In this day and age, when chocolate shops dot the landscape like poppy seeds on a bagel, it’s a huge challenge to create a new artisanal line that not only gets people’s attention, but also merits multiple return engagements. Daniel Prieto Preston has achieved both. The large bars he produces are lovely and delicious, with their scattering of fruits and nuts on a base of seductively glossy super dark chocolate.
The company was founded by Daniel, an inventor and aerospace engineer, whose family has been farming organic cacao in the Dominican Republic for more than 100 years. The Prieto family owns Coralina Farms with over 2000 hectares in the Nagua area of the Dominican Republic. They provide all the cacao for Cacao Prieto’s chocolates. Coralina Farms is also the center for long range experiments in self-sustainable and organic farming methods, and the repository and preservation center for Dominican Cacao biodiversity.
The five bars I sampled were all 72% cacao and weighed 4.2 ounces. Each came adorned with a lovely retro-looking postcard that could easily be removed for mailing.

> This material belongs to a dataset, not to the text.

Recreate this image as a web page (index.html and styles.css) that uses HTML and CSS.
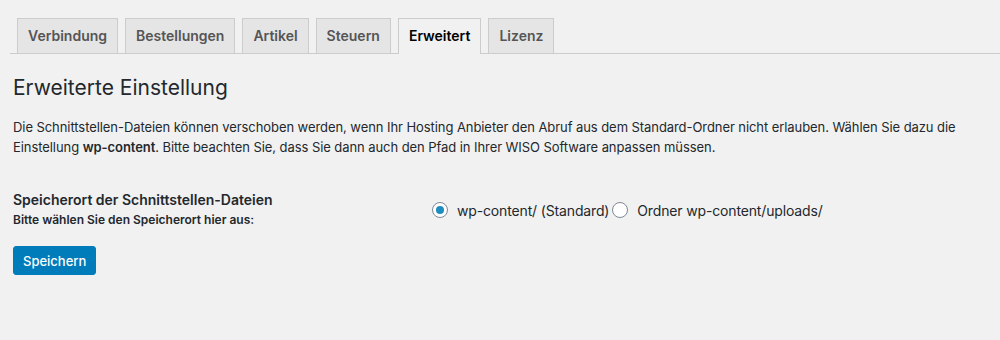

The flavors were: Hazelnut and Raisin, Cashew and Cranberry, Almond and Salt, Pistachio and Apricots, and Pecan and Sour Cherry. At first glance, I thought the chocolate had more sugar than other dark bars with a similar cocoa content; then, I read the label more carefully, and saw it was for a 55 gram portion. Most bars suggest a 40 gram portion and their sugar content would be about 12 grams. Here, it’s 16 grams for a heftier amount. The sugar is organic and also sourced from the Dominican Republic.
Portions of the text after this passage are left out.